--- begin EXTRACTED INFORMATION ---
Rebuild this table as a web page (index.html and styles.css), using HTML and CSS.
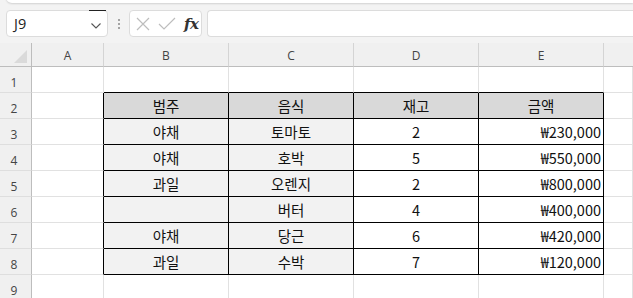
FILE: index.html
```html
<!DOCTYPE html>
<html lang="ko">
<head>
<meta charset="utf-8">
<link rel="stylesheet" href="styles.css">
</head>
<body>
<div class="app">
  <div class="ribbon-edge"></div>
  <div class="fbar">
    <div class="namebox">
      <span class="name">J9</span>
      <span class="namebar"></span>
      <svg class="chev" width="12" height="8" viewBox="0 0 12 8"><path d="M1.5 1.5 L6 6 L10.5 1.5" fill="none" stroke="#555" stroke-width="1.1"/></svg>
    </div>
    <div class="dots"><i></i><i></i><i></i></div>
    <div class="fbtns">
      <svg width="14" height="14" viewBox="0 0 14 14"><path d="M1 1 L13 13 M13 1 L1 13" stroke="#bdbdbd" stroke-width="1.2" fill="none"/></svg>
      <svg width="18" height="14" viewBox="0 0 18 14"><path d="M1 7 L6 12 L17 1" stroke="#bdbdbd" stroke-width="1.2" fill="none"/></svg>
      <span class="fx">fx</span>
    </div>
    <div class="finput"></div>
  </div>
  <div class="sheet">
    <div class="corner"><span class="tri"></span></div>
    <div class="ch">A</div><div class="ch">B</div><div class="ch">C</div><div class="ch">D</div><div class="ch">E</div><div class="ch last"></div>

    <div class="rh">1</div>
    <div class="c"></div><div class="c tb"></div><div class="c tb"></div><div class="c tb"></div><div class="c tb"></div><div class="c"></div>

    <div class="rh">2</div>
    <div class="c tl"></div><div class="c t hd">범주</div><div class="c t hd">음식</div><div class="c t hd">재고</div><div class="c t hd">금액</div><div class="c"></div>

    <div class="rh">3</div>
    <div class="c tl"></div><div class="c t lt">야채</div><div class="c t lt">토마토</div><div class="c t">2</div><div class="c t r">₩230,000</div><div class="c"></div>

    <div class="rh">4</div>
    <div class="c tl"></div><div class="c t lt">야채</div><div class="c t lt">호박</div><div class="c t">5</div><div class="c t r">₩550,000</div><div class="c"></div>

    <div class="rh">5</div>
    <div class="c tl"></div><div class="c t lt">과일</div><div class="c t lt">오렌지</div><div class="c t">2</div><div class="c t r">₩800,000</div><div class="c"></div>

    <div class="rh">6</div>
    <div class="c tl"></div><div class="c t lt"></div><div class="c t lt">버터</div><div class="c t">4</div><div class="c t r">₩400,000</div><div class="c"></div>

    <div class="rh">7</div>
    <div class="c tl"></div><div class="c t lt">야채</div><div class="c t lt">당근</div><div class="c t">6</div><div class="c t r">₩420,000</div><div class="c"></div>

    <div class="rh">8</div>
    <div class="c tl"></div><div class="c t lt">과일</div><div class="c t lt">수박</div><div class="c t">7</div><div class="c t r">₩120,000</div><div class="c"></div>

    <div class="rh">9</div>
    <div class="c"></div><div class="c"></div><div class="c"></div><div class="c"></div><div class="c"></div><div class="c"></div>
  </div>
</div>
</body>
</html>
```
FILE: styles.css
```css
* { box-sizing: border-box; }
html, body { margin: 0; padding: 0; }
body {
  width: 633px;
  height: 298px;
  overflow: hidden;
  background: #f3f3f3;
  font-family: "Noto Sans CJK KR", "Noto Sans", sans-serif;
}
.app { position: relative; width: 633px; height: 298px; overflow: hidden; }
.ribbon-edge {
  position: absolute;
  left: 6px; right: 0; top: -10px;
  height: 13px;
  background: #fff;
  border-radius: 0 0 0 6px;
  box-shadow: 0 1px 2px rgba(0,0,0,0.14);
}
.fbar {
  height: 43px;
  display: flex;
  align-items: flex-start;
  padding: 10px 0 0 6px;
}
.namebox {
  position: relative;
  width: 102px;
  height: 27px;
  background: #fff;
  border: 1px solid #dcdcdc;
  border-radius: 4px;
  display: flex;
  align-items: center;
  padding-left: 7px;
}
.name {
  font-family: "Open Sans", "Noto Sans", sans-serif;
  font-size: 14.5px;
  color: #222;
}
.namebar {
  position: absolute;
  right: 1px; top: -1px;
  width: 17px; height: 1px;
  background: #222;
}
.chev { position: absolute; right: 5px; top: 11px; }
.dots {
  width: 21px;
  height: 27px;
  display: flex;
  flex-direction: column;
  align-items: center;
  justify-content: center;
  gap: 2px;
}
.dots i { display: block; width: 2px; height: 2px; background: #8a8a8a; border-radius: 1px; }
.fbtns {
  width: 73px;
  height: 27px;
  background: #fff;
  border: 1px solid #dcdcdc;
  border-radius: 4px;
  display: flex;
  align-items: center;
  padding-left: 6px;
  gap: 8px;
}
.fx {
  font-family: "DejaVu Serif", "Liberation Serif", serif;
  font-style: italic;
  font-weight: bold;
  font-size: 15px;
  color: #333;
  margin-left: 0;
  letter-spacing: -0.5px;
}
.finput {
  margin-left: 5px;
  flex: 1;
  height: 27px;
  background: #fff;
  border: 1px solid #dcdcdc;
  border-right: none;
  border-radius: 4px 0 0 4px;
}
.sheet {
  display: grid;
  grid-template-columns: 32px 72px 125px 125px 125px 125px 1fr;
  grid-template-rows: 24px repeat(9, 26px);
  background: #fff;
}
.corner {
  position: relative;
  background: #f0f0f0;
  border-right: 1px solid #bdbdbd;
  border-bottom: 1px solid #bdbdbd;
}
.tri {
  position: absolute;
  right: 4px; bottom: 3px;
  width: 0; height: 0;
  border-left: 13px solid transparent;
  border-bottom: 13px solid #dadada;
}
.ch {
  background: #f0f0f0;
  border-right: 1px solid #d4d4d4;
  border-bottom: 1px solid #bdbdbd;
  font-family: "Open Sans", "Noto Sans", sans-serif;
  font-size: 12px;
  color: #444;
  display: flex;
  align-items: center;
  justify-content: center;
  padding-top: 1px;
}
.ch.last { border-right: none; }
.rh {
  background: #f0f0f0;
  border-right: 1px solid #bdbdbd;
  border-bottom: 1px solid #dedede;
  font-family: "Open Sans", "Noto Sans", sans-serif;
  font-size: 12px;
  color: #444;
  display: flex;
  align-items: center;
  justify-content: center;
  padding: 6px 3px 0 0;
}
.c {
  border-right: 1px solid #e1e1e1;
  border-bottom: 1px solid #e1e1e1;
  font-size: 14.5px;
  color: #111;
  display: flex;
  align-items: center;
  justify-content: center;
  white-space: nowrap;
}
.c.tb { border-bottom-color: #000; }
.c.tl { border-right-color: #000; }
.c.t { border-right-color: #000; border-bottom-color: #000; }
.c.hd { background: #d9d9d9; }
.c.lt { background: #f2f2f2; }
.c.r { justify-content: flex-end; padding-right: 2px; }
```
--- end EXTRACTED INFORMATION ---
--- begin EXTRACTED INFORMATION ---
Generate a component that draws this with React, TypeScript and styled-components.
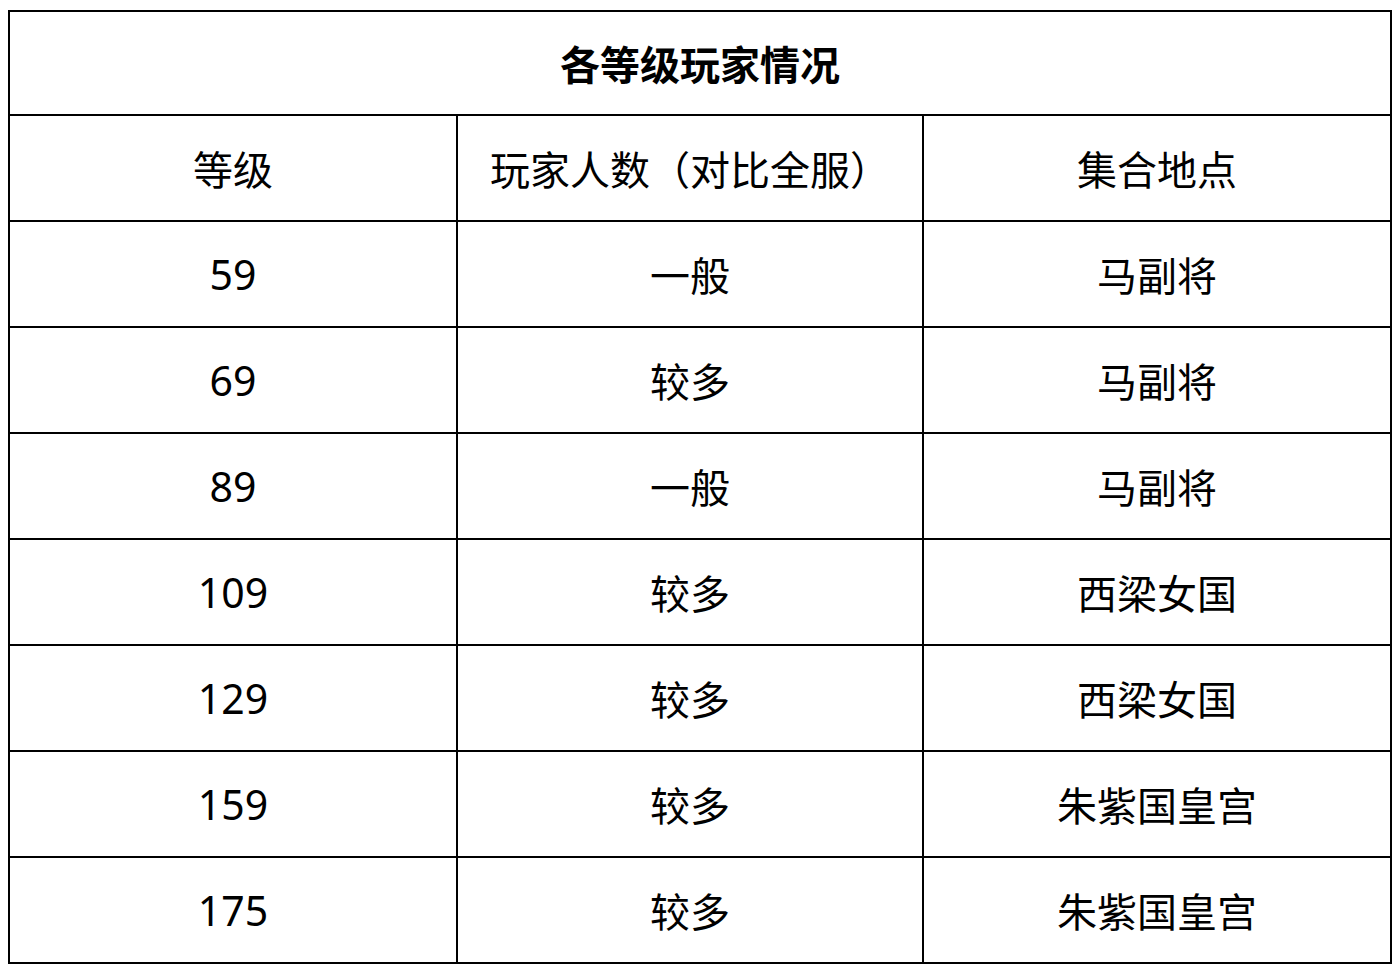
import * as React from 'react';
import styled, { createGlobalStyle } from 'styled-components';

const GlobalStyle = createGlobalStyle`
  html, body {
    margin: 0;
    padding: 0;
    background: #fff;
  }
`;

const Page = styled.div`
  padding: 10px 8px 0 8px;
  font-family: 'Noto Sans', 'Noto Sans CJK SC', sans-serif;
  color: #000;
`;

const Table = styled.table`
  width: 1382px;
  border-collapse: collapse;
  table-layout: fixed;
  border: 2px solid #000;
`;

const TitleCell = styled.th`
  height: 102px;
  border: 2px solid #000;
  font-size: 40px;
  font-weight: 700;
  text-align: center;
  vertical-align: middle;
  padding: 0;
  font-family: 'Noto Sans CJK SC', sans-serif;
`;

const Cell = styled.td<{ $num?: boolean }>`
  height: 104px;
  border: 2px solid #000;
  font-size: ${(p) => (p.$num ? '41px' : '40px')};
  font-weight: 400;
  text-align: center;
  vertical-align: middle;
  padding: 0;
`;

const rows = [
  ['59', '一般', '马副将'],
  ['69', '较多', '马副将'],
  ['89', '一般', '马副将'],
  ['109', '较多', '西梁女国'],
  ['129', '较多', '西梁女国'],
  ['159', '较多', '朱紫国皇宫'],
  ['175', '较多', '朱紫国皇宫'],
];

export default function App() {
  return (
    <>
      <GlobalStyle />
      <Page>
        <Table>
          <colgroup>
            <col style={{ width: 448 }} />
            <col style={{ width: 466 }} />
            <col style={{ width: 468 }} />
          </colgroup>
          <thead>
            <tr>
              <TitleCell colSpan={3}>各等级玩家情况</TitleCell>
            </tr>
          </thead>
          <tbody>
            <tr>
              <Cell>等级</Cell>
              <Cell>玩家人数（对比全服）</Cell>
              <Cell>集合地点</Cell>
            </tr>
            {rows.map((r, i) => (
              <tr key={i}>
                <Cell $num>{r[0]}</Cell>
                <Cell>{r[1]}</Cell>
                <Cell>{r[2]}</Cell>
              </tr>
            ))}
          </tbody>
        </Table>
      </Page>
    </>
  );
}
--- end EXTRACTED INFORMATION ---
TASK — Extract every line that has the string "styles" in it.

EXERCISE RESPONSE —
Rebuild this table as a web page (index.html and styles.css), using HTML and CSS.
<link rel="stylesheet" href="styles.css">
FILE: styles.css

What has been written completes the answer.